◆ **Goal**:
Count the lines below that contain the word "components", and reply with only that number.

BEGIN

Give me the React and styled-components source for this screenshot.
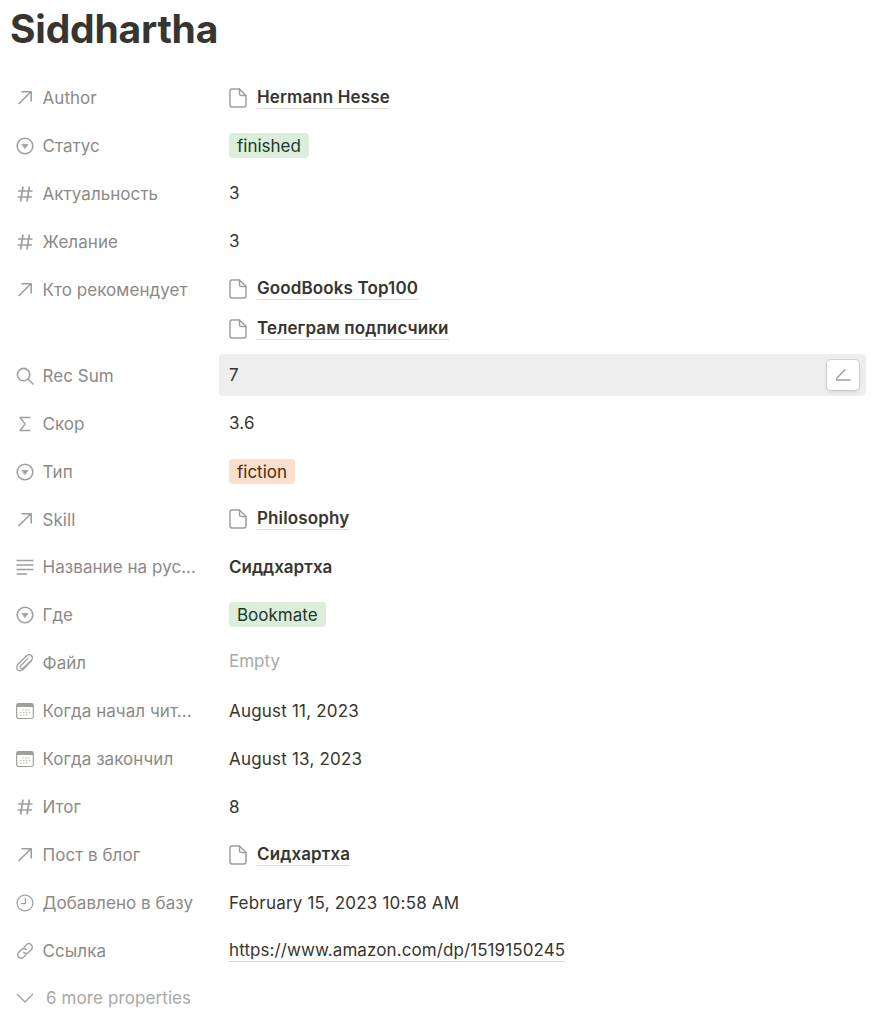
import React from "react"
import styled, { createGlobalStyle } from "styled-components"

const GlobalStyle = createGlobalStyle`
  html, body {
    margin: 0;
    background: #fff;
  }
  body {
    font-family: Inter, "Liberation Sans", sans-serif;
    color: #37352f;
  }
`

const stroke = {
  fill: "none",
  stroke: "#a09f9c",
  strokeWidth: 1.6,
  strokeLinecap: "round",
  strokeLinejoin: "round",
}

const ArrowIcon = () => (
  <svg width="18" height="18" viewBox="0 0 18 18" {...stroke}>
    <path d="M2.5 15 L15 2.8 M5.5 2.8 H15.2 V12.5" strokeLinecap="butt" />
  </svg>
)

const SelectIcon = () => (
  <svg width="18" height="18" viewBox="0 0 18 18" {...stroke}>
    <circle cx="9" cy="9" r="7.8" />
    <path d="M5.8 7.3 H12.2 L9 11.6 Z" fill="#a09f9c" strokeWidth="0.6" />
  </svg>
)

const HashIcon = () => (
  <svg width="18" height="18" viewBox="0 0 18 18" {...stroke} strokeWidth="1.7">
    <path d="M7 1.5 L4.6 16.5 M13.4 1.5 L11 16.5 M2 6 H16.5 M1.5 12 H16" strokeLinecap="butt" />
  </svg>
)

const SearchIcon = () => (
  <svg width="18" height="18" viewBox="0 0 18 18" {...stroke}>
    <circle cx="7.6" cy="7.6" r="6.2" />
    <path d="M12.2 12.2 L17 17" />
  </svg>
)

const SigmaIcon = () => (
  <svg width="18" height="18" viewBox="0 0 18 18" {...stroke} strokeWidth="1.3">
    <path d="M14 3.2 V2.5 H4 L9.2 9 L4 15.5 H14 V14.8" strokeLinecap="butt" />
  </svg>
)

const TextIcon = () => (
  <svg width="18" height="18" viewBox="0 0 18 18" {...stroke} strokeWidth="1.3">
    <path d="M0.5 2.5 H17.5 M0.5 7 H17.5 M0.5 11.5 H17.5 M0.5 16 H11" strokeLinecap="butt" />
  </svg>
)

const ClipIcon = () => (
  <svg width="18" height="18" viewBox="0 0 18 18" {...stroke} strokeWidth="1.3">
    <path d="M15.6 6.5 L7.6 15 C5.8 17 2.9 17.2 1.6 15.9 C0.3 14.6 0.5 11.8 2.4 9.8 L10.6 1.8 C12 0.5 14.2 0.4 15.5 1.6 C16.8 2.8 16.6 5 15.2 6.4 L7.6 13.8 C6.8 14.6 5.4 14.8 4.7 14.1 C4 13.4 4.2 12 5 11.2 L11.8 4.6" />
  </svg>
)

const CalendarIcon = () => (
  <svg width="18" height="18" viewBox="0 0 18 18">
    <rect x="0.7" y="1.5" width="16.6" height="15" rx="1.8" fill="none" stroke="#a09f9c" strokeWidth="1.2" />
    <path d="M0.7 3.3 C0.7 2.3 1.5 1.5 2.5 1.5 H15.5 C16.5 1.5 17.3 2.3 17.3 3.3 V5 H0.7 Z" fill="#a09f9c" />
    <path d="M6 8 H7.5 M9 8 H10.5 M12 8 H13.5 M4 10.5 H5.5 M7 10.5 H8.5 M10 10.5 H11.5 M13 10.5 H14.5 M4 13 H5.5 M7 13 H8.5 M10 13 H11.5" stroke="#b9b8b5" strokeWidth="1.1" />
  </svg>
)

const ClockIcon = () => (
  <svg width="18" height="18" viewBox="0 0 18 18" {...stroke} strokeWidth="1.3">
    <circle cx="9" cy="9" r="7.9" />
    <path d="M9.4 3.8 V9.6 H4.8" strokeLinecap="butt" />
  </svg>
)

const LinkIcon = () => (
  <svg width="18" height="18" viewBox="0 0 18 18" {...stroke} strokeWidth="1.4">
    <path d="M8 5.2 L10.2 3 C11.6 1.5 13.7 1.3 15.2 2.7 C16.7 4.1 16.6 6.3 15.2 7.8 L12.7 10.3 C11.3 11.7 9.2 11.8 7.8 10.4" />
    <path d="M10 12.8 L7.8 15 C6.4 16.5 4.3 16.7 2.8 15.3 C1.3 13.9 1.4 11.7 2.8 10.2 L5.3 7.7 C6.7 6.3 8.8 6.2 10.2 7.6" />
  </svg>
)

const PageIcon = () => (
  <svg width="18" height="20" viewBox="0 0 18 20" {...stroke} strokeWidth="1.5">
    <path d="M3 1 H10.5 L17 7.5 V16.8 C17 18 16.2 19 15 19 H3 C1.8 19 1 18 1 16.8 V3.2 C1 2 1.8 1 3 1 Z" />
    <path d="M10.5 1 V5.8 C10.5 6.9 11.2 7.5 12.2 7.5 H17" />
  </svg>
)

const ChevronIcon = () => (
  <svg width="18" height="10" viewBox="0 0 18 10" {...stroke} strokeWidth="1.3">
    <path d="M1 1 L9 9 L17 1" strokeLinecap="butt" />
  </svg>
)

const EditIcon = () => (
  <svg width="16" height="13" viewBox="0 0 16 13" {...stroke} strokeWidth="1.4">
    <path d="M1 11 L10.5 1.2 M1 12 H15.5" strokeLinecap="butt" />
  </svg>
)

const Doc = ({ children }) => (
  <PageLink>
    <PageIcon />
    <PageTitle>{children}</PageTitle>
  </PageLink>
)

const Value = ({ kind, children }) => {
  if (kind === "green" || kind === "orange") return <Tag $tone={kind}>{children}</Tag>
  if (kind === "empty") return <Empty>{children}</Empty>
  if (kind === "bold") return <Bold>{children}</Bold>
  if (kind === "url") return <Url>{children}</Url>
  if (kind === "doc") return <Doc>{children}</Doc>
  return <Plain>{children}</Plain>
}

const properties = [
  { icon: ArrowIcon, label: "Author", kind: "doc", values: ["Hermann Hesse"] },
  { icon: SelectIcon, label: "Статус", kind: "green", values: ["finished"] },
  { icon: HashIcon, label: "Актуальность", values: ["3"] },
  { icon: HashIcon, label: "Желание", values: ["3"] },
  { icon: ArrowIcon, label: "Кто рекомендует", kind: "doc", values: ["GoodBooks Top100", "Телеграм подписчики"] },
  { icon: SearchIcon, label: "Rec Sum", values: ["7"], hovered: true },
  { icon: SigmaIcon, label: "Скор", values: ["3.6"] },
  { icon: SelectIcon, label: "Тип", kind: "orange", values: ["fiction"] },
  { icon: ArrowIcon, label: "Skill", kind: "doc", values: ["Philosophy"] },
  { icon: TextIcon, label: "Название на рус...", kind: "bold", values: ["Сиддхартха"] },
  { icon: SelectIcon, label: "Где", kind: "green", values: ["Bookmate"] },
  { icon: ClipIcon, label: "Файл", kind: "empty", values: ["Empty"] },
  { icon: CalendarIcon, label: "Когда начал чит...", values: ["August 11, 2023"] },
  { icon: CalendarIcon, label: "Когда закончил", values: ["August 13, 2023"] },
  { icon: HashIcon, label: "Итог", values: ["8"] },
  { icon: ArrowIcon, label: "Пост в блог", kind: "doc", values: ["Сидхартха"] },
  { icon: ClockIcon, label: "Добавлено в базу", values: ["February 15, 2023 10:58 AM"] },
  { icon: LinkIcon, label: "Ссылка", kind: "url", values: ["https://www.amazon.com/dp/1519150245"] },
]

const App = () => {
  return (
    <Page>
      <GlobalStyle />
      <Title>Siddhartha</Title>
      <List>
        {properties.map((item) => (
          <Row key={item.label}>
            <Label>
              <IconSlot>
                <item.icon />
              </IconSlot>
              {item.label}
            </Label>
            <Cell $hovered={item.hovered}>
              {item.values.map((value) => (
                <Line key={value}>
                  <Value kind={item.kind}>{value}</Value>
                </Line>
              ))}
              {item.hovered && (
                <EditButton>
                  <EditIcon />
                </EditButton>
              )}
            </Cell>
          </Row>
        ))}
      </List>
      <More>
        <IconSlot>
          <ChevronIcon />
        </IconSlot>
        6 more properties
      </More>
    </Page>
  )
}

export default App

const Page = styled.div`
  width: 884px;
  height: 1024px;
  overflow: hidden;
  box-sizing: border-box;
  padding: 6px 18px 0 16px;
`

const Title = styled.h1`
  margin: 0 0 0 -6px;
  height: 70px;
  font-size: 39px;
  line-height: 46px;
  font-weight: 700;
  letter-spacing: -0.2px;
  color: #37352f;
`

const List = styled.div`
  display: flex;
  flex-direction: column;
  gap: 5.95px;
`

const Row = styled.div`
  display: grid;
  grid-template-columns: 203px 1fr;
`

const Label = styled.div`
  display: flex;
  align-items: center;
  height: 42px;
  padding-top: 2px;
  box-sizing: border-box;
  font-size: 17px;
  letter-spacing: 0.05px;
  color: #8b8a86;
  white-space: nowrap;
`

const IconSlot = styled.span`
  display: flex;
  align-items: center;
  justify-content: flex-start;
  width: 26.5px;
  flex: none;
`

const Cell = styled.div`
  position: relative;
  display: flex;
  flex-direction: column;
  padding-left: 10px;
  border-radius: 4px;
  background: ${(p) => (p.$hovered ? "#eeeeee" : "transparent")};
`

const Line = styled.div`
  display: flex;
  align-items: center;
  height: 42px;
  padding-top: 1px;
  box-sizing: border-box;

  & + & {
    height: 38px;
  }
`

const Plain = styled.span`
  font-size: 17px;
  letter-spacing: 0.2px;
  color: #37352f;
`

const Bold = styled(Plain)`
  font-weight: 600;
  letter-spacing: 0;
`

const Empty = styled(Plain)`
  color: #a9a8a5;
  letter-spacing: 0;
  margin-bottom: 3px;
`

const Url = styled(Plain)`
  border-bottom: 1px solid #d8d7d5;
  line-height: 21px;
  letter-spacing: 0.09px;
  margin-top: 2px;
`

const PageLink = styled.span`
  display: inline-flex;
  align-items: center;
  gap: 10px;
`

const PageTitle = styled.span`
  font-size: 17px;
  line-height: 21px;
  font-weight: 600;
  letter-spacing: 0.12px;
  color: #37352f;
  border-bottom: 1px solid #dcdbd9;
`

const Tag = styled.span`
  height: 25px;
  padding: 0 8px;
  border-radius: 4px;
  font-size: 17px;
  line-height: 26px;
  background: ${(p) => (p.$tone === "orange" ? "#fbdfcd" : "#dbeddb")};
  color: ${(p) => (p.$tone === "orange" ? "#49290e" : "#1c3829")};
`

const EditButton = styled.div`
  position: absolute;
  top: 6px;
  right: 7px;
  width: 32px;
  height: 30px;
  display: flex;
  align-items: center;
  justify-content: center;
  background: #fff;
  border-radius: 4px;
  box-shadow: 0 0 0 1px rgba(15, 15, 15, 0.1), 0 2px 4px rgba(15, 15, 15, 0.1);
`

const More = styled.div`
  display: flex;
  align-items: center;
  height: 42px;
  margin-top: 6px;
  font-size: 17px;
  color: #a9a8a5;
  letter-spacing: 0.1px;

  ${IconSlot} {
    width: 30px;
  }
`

END

◆ **Output**:
2